La source de Bloomberg est restée dans l’ombre.
En mars, le ministre turc des Affaires étrangères, Mevlüt Çavuşoğlu, a fait savoir aux oligarques russes qu’ils étaient les bienvenus en Turquie. En octobre, le Financial Times a rapporté qu’un montant record de 28 milliards de dollars à l’origine incertaine a été acheminé vers la Turquie entre janvier et août 2022. Le journaliste d’investigation turc Aytuğ Özçolak a dressé la liste des oligarques russes qui ont des intérêts commerciaux, des investissements et des fonds en Turquie : Leonid Mikhelson, Vagit Alekperov, Vladimir Lisin, Vladimir Potanin, Alexey Mordashov et Mikhail Fridman.
Marc Pierini, senior fellow de Carnegie Europe et ancien ambassadeur de l’UE à Ankara, a confirmé que le nombre d’expatriés russes a considérablement augmenté en Turquie, ainsi que le montant de leurs investissements immobiliers et financiers. Pierini ajoute que le soupçon germe que la Russie a pris des participations dans des entreprises pétrolières turques pour contourner certains effets des sanctions occidentales. Les sociétés mixtes contribuent à brouiller la circulation du pétrole russe.

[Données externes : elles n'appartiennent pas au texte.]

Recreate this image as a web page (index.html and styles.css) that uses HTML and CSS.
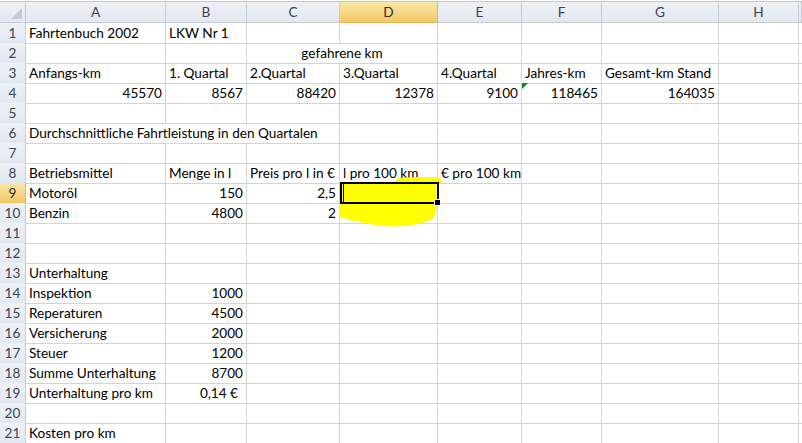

Pierini a en outre écrit :
« La politique du Kremlin est très pragmatique : les pays membres de l’OTAN souhaitent maintenir la Turquie au sein de l’Alliance nord-atlantique et Ankara lui-même, a tout intérêt à rester au sein de l’OTAN. Par conséquent, l’objectif de Poutine est d’arrimer Erdoğan le plus solidement possible à la Russie à travers un vaste maillage d’accords mutuellement bénéfiques dans les domaines de la défense, de l’énergie, du commerce et de la finance.
« En agissant ainsi, Poutine conforte un président sortant en difficulté et lui tend la main en vue des prochaines élections. Le président turc n’abandonne pas ses partenaires occidentaux, mais le président russe instrumentalise la Turquie à son profit. »
Les humoristes de la presse politique d’Ankara campent Vladimir Poutine en « chef de la branche moscovite du parti d’Erdogan ». Sous quelque angle que l’on se place, Poutine veut qu’Erdogan reste au pouvoir. Il ne veut pas prendre le risque qu’un autre dirigeant gouverne la Turquie. Ce qui se comprend très bien. Les rivaux d’Erdogan ont tous promis de réarrimer la Turquie à l’Occident.
Le lien Erdogan-Poutine repose sur deux piliers principaux. L’un est le pragmatisme : ils se rendent des services mutuellement bénéfiques au plan stratégique, politique et économique. L’autre est idéologique : ils haïssent tous deux la civilisation occidentale.
Burak Bekdil, est l’un des grands noms du journalisme turc ; il a été licencié du journal le plus célèbre du pays après 29 ans d’ancienneté, pour avoir décrit ce qui se passe en Turquie dans Gatestone. Il est membre du Middle East Forum.